%%

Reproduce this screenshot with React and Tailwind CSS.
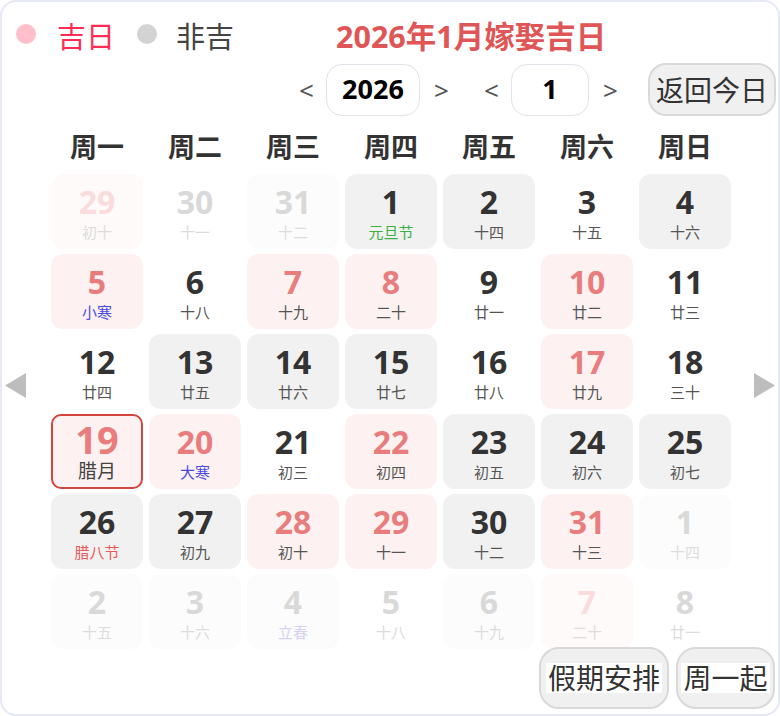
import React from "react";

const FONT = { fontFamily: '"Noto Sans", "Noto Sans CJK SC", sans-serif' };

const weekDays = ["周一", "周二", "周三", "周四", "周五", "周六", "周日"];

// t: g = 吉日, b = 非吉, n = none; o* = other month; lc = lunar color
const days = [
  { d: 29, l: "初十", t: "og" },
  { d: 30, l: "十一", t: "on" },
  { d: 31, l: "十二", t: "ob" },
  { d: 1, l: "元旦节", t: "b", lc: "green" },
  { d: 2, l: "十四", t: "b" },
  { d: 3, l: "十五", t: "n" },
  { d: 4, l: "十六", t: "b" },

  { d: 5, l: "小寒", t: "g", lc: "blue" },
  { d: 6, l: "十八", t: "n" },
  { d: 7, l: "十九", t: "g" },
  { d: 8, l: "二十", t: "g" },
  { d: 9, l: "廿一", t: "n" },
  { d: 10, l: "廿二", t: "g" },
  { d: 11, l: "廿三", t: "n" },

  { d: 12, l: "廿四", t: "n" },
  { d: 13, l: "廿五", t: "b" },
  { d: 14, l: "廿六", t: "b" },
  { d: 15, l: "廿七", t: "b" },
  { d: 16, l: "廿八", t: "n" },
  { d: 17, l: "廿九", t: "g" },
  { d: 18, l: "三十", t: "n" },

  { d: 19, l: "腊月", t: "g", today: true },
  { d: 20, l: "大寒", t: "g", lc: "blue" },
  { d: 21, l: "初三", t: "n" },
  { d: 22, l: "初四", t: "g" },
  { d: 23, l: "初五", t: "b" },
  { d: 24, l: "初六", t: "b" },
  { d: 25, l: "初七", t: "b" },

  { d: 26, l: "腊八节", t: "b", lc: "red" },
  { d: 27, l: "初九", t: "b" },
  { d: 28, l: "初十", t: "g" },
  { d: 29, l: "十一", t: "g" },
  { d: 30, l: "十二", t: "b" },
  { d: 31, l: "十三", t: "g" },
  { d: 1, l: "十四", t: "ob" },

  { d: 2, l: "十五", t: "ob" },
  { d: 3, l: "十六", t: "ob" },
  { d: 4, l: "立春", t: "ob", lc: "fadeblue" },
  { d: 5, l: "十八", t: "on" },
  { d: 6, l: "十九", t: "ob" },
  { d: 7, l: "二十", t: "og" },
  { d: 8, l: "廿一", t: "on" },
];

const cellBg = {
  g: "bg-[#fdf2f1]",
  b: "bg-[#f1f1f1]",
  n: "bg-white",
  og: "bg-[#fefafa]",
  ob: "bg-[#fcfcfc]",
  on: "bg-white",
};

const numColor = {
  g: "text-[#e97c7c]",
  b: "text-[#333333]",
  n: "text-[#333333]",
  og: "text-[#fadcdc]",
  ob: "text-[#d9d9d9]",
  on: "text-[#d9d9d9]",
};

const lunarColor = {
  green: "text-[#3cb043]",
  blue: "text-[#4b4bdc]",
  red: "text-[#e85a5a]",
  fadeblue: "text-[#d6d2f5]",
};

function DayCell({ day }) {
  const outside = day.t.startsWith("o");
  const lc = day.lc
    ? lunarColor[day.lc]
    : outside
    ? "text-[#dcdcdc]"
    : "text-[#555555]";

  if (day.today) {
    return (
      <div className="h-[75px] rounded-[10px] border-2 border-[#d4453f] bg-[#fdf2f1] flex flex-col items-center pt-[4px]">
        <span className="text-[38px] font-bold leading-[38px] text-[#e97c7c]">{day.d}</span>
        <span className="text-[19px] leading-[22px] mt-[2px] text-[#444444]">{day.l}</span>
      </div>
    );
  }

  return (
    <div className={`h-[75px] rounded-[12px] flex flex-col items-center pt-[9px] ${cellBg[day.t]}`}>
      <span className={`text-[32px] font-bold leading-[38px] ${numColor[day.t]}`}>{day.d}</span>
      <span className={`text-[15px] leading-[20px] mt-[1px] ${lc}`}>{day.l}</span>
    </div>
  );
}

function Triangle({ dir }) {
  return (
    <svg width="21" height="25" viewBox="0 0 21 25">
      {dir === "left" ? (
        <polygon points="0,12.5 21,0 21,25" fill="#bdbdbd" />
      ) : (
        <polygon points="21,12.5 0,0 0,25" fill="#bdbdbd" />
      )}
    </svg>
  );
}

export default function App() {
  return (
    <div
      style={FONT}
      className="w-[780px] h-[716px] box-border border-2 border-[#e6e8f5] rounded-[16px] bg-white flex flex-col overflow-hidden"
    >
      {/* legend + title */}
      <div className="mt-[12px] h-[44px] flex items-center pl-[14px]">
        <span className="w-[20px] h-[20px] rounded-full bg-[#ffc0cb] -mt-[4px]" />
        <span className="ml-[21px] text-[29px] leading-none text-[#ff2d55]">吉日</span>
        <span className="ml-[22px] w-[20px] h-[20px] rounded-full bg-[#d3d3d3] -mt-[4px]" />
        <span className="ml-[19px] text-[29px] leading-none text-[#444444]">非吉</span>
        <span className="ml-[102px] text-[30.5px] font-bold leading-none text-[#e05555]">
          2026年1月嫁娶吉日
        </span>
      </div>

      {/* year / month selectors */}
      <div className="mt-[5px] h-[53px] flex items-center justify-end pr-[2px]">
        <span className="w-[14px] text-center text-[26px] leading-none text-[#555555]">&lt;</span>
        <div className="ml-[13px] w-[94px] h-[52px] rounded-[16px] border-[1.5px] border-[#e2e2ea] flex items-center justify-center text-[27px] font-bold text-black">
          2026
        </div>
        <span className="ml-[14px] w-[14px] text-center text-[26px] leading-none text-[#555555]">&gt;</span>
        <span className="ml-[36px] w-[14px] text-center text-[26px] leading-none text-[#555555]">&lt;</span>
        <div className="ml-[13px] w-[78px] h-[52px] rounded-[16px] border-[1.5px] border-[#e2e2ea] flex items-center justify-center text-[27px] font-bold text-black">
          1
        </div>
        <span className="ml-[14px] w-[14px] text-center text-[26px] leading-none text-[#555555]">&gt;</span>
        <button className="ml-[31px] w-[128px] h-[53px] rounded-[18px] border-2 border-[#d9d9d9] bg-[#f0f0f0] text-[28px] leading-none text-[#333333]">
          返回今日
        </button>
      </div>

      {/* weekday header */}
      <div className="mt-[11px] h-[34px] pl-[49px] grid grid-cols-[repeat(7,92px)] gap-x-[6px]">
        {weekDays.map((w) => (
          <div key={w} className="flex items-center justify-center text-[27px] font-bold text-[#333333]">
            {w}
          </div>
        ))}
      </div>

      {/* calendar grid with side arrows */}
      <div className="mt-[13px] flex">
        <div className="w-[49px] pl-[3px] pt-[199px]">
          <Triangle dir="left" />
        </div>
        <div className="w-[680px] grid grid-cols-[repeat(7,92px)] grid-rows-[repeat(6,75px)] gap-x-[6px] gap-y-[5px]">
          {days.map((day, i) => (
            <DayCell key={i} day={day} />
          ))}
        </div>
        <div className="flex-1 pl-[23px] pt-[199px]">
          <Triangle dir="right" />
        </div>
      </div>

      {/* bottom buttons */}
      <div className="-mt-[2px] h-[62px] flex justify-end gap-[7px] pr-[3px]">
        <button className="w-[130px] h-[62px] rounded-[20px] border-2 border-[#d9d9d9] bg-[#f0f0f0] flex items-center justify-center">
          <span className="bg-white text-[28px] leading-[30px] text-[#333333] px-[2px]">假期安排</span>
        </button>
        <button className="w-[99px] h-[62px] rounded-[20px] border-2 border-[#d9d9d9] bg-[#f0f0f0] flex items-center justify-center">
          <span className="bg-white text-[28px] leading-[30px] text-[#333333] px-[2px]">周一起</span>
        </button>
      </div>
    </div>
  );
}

%%

EXERCISE INSTRUCTIONS:
Reproduce the material above in full, exactly, with no images.

EXERCISE SOLUTION:
Reproduce this screenshot with React and Tailwind CSS.
import React from "react";

const FONT = { fontFamily: '"Noto Sans", "Noto Sans CJK SC", sans-serif' };

const weekDays = ["周一", "周二", "周三", "周四", "周五", "周六", "周日"];

// t: g = 吉日, b = 非吉, n = none; o* = other month; lc = lunar color
const days = [
  { d: 29, l: "初十", t: "og" },
  { d: 30, l: "十一", t: "on" },
  { d: 31, l: "十二", t: "ob" },
  { d: 1, l: "元旦节", t: "b", lc: "green" },
  { d: 2, l: "十四", t: "b" },
  { d: 3, l: "十五", t: "n" },
  { d: 4, l: "十六", t: "b" },

  { d: 5, l: "小寒", t: "g", lc: "blue" },
  { d: 6, l: "十八", t: "n" },
  { d: 7, l: "十九", t: "g" },
  { d: 8, l: "二十", t: "g" },
  { d: 9, l: "廿一", t: "n" },
  { d: 10, l: "廿二", t: "g" },
  { d: 11, l: "廿三", t: "n" },

  { d: 12, l: "廿四", t: "n" },
  { d: 13, l: "廿五", t: "b" },
  { d: 14, l: "廿六", t: "b" },
  { d: 15, l: "廿七", t: "b" },
  { d: 16, l: "廿八", t: "n" },
  { d: 17, l: "廿九", t: "g" },
  { d: 18, l: "三十", t: "n" },

  { d: 19, l: "腊月", t: "g", today: true },
  { d: 20, l: "大寒", t: "g", lc: "blue" },
  { d: 21, l: "初三", t: "n" },
  { d: 22, l: "初四", t: "g" },
  { d: 23, l: "初五", t: "b" },
  { d: 24, l: "初六", t: "b" },
  { d: 25, l: "初七", t: "b" },

  { d: 26, l: "腊八节", t: "b", lc: "red" },
  { d: 27, l: "初九", t: "b" },
  { d: 28, l: "初十", t: "g" },
  { d: 29, l: "十一", t: "g" },
  { d: 30, l: "十二", t: "b" },
  { d: 31, l: "十三", t: "g" },
  { d: 1, l: "十四", t: "ob" },

  { d: 2, l: "十五", t: "ob" },
  { d: 3, l: "十六", t: "ob" },
  { d: 4, l: "立春", t: "ob", lc: "fadeblue" },
  { d: 5, l: "十八", t: "on" },
  { d: 6, l: "十九", t: "ob" },
  { d: 7, l: "二十", t: "og" },
  { d: 8, l: "廿一", t: "on" },
];

const cellBg = {
  g: "bg-[#fdf2f1]",
  b: "bg-[#f1f1f1]",
  n: "bg-white",
  og: "bg-[#fefafa]",
  ob: "bg-[#fcfcfc]",
  on: "bg-white",
};

const numColor = {
  g: "text-[#e97c7c]",
  b: "text-[#333333]",
  n: "text-[#333333]",
  og: "text-[#fadcdc]",
  ob: "text-[#d9d9d9]",
  on: "text-[#d9d9d9]",
};

const lunarColor = {
  green: "text-[#3cb043]",
  blue: "text-[#4b4bdc]",
  red: "text-[#e85a5a]",
  fadeblue: "text-[#d6d2f5]",
};

function DayCell({ day }) {
  const outside = day.t.startsWith("o");
  const lc = day.lc
    ? lunarColor[day.lc]
    : outside
    ? "text-[#dcdcdc]"
    : "text-[#555555]";

  if (day.today) {
    return (
      <div className="h-[75px] rounded-[10px] border-2 border-[#d4453f] bg-[#fdf2f1] flex flex-col items-center pt-[4px]">
        <span className="text-[38px] font-bold leading-[38px] text-[#e97c7c]">{day.d}</span>
        <span className="text-[19px] leading-[22px] mt-[2px] text-[#444444]">{day.l}</span>
      </div>
    );
  }

  return (
    <div className={`h-[75px] rounded-[12px] flex flex-col items-center pt-[9px] ${cellBg[day.t]}`}>
      <span className={`text-[32px] font-bold leading-[38px] ${numColor[day.t]}`}>{day.d}</span>
      <span className={`text-[15px] leading-[20px] mt-[1px] ${lc}`}>{day.l}</span>
    </div>
  );
}

function Triangle({ dir }) {
  return (
    <svg width="21" height="25" viewBox="0 0 21 25">
      {dir === "left" ? (
        <polygon points="0,12.5 21,0 21,25" fill="#bdbdbd" />
      ) : (
        <polygon points="21,12.5 0,0 0,25" fill="#bdbdbd" />
      )}
    </svg>
  );
}

export default function App() {
  return (
    <div
      style={FONT}
      className="w-[780px] h-[716px] box-border border-2 border-[#e6e8f5] rounded-[16px] bg-white flex flex-col overflow-hidden"
    >
      {/* legend + title */}
      <div className="mt-[12px] h-[44px] flex items-center pl-[14px]">
        <span className="w-[20px] h-[20px] rounded-full bg-[#ffc0cb] -mt-[4px]" />
        <span className="ml-[21px] text-[29px] leading-none text-[#ff2d55]">吉日</span>
        <span className="ml-[22px] w-[20px] h-[20px] rounded-full bg-[#d3d3d3] -mt-[4px]" />
        <span className="ml-[19px] text-[29px] leading-none text-[#444444]">非吉</span>
        <span className="ml-[102px] text-[30.5px] font-bold leading-none text-[#e05555]">
          2026年1月嫁娶吉日
        </span>
      </div>

      {/* year / month selectors */}
      <div className="mt-[5px] h-[53px] flex items-center justify-end pr-[2px]">
        <span className="w-[14px] text-center text-[26px] leading-none text-[#555555]">&lt;</span>
        <div className="ml-[13px] w-[94px] h-[52px] rounded-[16px] border-[1.5px] border-[#e2e2ea] flex items-center justify-center text-[27px] font-bold text-black">
          2026
        </div>
        <span className="ml-[14px] w-[14px] text-center text-[26px] leading-none text-[#555555]">&gt;</span>
        <span className="ml-[36px] w-[14px] text-center text-[26px] leading-none text-[#555555]">&lt;</span>
        <div className="ml-[13px] w-[78px] h-[52px] rounded-[16px] border-[1.5px] border-[#e2e2ea] flex items-center justify-center text-[27px] font-bold text-black">
          1
        </div>
        <span className="ml-[14px] w-[14px] text-center text-[26px] leading-none text-[#555555]">&gt;</span>
        <button className="ml-[31px] w-[128px] h-[53px] rounded-[18px] border-2 border-[#d9d9d9] bg-[#f0f0f0] text-[28px] leading-none text-[#333333]">
          返回今日
        </button>
      </div>

      {/* weekday header */}
      <div className="mt-[11px] h-[34px] pl-[49px] grid grid-cols-[repeat(7,92px)] gap-x-[6px]">
        {weekDays.map((w) => (
          <div key={w} className="flex items-center justify-center text-[27px] font-bold text-[#333333]">
            {w}
          </div>
        ))}
      </div>

      {/* calendar grid with side arrows */}
      <div className="mt-[13px] flex">
        <div className="w-[49px] pl-[3px] pt-[199px]">
          <Triangle dir="left" />
        </div>
        <div className="w-[680px] grid grid-cols-[repeat(7,92px)] grid-rows-[repeat(6,75px)] gap-x-[6px] gap-y-[5px]">
          {days.map((day, i) => (
            <DayCell key={i} day={day} />
          ))}
        </div>
        <div className="flex-1 pl-[23px] pt-[199px]">
          <Triangle dir="right" />
        </div>
      </div>

      {/* bottom buttons */}
      <div className="-mt-[2px] h-[62px] flex justify-end gap-[7px] pr-[3px]">
        <button className="w-[130px] h-[62px] rounded-[20px] border-2 border-[#d9d9d9] bg-[#f0f0f0] flex items-center justify-center">
          <span className="bg-white text-[28px] leading-[30px] text-[#333333] px-[2px]">假期安排</span>
        </button>
        <button className="w-[99px] h-[62px] rounded-[20px] border-2 border-[#d9d9d9] bg-[#f0f0f0] flex items-center justify-center">
          <span className="bg-white text-[28px] leading-[30px] text-[#333333] px-[2px]">周一起</span>
        </button>
      </div>
    </div>
  );
}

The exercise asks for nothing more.